LibGDX has just added preliminary support for RoboVM, which is essentially a Java runtime for iOS among other things. Previously LibGDX required a Xamrin (300$) license if you wanted to target iOS, so this is a nice step. In their words:
I started working on the libgdx RoboVM backend yesterday. RoboVM is an ahead-of-time compiler for JVM bytecode, that targets iOS. It’s completely free for commercial usage, supports the entire JRE (through Android’s runtime class library), has super easy integration with Eclipse and soon Maven, and is all-around fantastics. Development is really fast, compile times are in the seconds range for the simulator (once the JRE has been compiled).
I’m doing this mostly because i want to offer a free alternative for the Xamarin/Monotouch based backend. Xamarin has been super supportive of our efforts in the past, but there are some technical hurdles that we can’t seem to overcome, e.g full JRE support, JNI performance, high compile times etc.
I got all our demo games to work in an hour. Niklas Therning, the guy behind RoboVM, supplied us with an initial RoboVM backend. I had to fix up a minor issues with ApplicationListener initialization order, and things just started to work.
It’s still early days. There’s a lot that needs to be done, but i have high hopes that this will become our new defacto iOS backend.
What’s currently missing in the backend:
- touch coords are incorrect
- no audio yet
- Preferences are broken
- some missing implementations
What’s currently missing in RoboVM:
- More optimizations. Performance seems to be good enough already, JNI calls seem to be a lot cheaper than with IKVM/Monotouch.
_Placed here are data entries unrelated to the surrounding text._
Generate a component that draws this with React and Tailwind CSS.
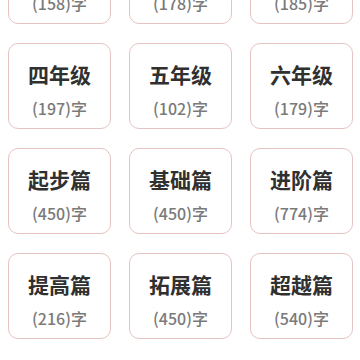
const ITEMS = [
  { title: '一年级', count: 158 },
  { title: '二年级', count: 178 },
  { title: '三年级', count: 185 },
  { title: '四年级', count: 197 },
  { title: '五年级', count: 102 },
  { title: '六年级', count: 179 },
  { title: '起步篇', count: 450 },
  { title: '基础篇', count: 450 },
  { title: '进阶篇', count: 774 },
  { title: '提高篇', count: 216 },
  { title: '拓展篇', count: 450 },
  { title: '超越篇', count: 540 },
];

export default function App() {
  return (
    <div
      className="w-[360px] h-[360px] overflow-hidden bg-white"
      style={{ fontFamily: '"Noto Sans CJK SC", sans-serif' }}
    >
      <div className="-mt-[62px] pl-[8px] pr-[7px] grid grid-cols-3 gap-x-[18px] gap-y-[19px]">
        {ITEMS.map(({ title, count }) => (
          <div
            key={title}
            className="h-[86px] rounded-[10px] border-[1.5px] border-[#e6c3c3] flex flex-col items-center"
          >
            <div className="mt-[16px] text-[21px] leading-[28px] font-bold text-[#303030]">
              {title}
            </div>
            <div className="mt-[10px] text-[16px] leading-[20px] font-medium text-[#7a7a7a]">
              ({count})字
            </div>
          </div>
        ))}
      </div>
    </div>
  );
}
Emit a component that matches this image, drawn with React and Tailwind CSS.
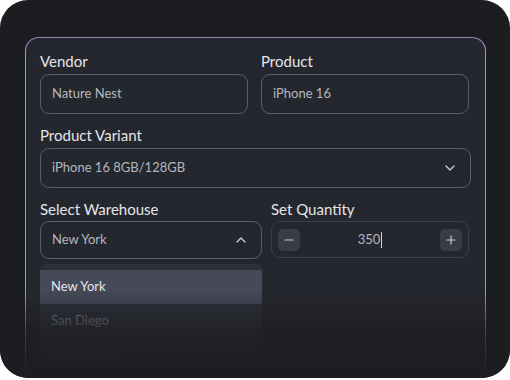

I’m not sure if RoboVM uses LLVM’s full optimization pipeline yet.
- A few bugs here and there, which we want to help to discover. RoboVM is tested against Android’s class library test suite, and pretty much all the tests pass.
You can read the entire post here. It’s still pretty early, and as you can see there are still some issues, but its certainly a step in the right direction.